The thing with London houses is very simple.

1. They are indecently, outrageously, I-want-to-just-strangle-everybody-on-the-market expensive.

2. There aren’t any.

Let’s take these one at a time, shall we?

1.

There are a bunch of brand new 4 bedroom houses I wake up resentfully looking at from my bedroom window every morning. They’re somewhat on the small side, but pretty. They’ve got windows, and doors, and little patches of grass in front. Oh, and they recently sold out for the symbolic sum of £1,350,000 each. Yup, that’s one-million-three-hundred-fifty-thousand-pounds-each.

I rest my case.

OK, OK, I can almost hear the haters stirring. This is London, what do you silly Romanians expect? Move further from the center, get a smaller house, know your place!

I’ll admit it, you are right and I am wrong. Never in a million years will central London be the place for us (though to be fair we currently live on the outskirts of London’s zone 3, and that’s not “central” per se). But guess what, we already knew that. That’s why we were in fact looking for properties well outside of London. Which brings us to the next issue.

2.

We are picky people. We’ve eliminated the areas where you can get mugged three times a day on your way to and from the local Off License. Then we’ve scraped all the nice areas, where everything fits into category number 1 from above. We’ve also had to sadly give up on the places situated so close to the edge of the world, that we’d end up spending half our lives commuting to and from work. I mean, I’m always up for a challenge you know, but traveling to the office for almost 3 hours a day each way will probably not do wonders for my already shaky temper.

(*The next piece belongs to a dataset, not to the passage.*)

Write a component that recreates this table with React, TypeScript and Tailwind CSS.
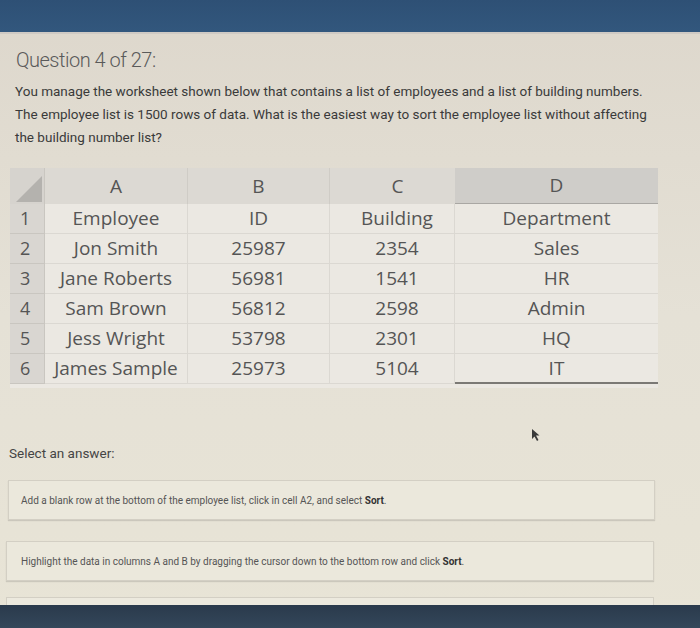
import React from "react";

const rows = [
  ["1", "Employee", "ID", "Building", "Department"],
  ["2", "Jon Smith", "25987", "2354", "Sales"],
  ["3", "Jane Roberts", "56981", "1541", "HR"],
  ["4", "Sam Brown", "56812", "2598", "Admin"],
  ["5", "Jess Wright", "53798", "2301", "HQ"],
  ["6", "James Sample", "25973", "5104", "IT"],
];

export default function App() {
  return (
    <div className="relative w-[700px] h-[628px] overflow-hidden flex flex-col bg-gradient-to-b from-[#ddd7cc] via-[#e5e1d6] to-[#e8e4d6]" style={{ fontFamily: "Roboto, 'Liberation Sans', sans-serif" }}>
      <div className="h-[34px] shrink-0 bg-gradient-to-b from-[#2e5075] to-[#32577d] border-b-2 border-[#cfcac4]" />
      <div className="flex-1 overflow-hidden flex flex-col">
        <div className="pl-[16px] pt-[14px] text-[20px] leading-[24px] font-light text-[#5a5a5a] tracking-[-0.5px]">Question 4 of 27:</div>
        <div className="pl-[15px] mt-[8px] text-[13.5px] leading-[23px] text-[#3a3a3a]">
          <div className="whitespace-nowrap">You manage the worksheet shown below that contains a list of employees and a list of building numbers.</div>
          <div className="whitespace-nowrap">The employee list is 1500 rows of data. What is the easiest way to sort the employee list without affecting</div>
          <div className="whitespace-nowrap">the building number list?</div>
        </div>

        <div className="ml-[10px] mt-[19px] w-[648px] bg-[#ebe8e2] pb-[4px] text-[#555555]" style={{ fontFamily: "'Open Sans', 'Noto Sans', sans-serif" }}>
          <div className="flex h-[36px] text-[19px]">
            <div className="w-[35px] bg-[#d6d3ce] border-r border-[#c9c6c0] flex items-end justify-end pb-[2px] pr-[2px]">
              <svg width="26" height="26" viewBox="0 0 26 26"><polygon points="26,0 26,26 0,26" fill="#b4b2ae" /></svg>
            </div>
            <div className="w-[143px] bg-[#dcd9d3] border-r border-[#cfccc6] flex items-center justify-center">A</div>
            <div className="w-[142px] bg-[#dcd9d3] border-r border-[#cfccc6] flex items-center justify-center">B</div>
            <div className="w-[125px] bg-[#dcd9d3] flex items-center justify-center pl-[10px]">C</div>
            <div className="w-[203px] bg-[#cfcdc9] border-b border-[#a9a7a3] flex items-center justify-center">D</div>
          </div>
          {rows.map((r, i) => (
            <div key={i} className="flex h-[30px] text-[19px]">
              <div className="w-[35px] bg-[#d9d6d1] border-r border-b border-[#c9c6c0] flex items-center pl-[10px] text-[18px]">{r[0]}</div>
              <div className="w-[143px] border-r border-b border-[#dbd8d2] flex items-center justify-center">{r[1]}</div>
              <div className="w-[142px] border-r border-b border-[#dbd8d2] flex items-center justify-center">{r[2]}</div>
              <div className="w-[125px] border-r border-b border-[#dbd8d2] flex items-center justify-center pl-[10px]">{r[3]}</div>
              <div className={"w-[203px] flex items-center justify-center " + (i === 5 ? "border-b-2 border-[#7b7975]" : "border-b border-[#dbd8d2]")}>{r[4]}</div>
            </div>
          ))}
        </div>

        <div className="pl-[9px] mt-[56px] text-[13.5px] leading-[18px] text-[#454545]">Select an answer:</div>

        <div className="ml-[8px] mt-[18px] w-[647px] h-[40px] shrink-0 border border-[#d3cfc4] bg-[#ebe8dc] shadow-[0_1px_1px_rgba(0,0,0,0.12)] flex items-center pl-[12px] text-[10px] text-[#555]">
          <span>Add a blank row at the bottom of the employee list, click in cell A2, and select <b className="text-[#333]">Sort</b>.</span>
        </div>
        <div className="ml-[6px] mt-[21px] w-[648px] h-[40px] shrink-0 border border-[#d3cfc4] bg-[#ebe8dc] shadow-[0_1px_1px_rgba(0,0,0,0.12)] flex items-center pl-[14px] text-[10px] text-[#555]">
          <span>Highlight the data in columns A and B by dragging the cursor down to the bottom row and click <b className="text-[#333]">Sort</b>.</span>
        </div>
        <div className="ml-[6px] mt-[16px] w-[648px] h-[40px] shrink-0 border border-[#d3cfc4] bg-[#ece9de]" />
      </div>
      <div className="h-[23px] shrink-0 bg-gradient-to-b from-[#2a3a4c] to-[#34475a]" />

      <svg className="absolute left-[531px] top-[428px]" width="10" height="14" viewBox="0 0 10 14">
        <polygon points="1,1 1,11 3.5,8.5 6,13 7.5,12 5,7.5 8.5,7.5" fill="#3a3a3a" />
      </svg>
    </div>
  );
}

Countless case studies and crying in anger later, we’re usually left with about ten houses matching all of our tangled criteria. Out of these, the ones that are part of newly built developments usually come with endless client waiting lists and are gone off the market in half a second. Among the remaining ones, some are invariably completely different from their online photos, in a shitty, who-on-earth-would-live-here kind of way. And here you are, left with one or two house choices you’re not particularly happy with, each at least £50,000 more expensive than what you’re prepared to offer, and growing £20,000 more expensive every six to eight months. We really are having a blast.

If someone were to ask me years ago what I thought I’d be doing in my late twenties, I probably would not have imagined I’d be second guessing every choice I’ve ever made, and dreading checking my bank account balance at the end of the month.

It’s beautiful, this finally-realising-you’re-a-grownup thing.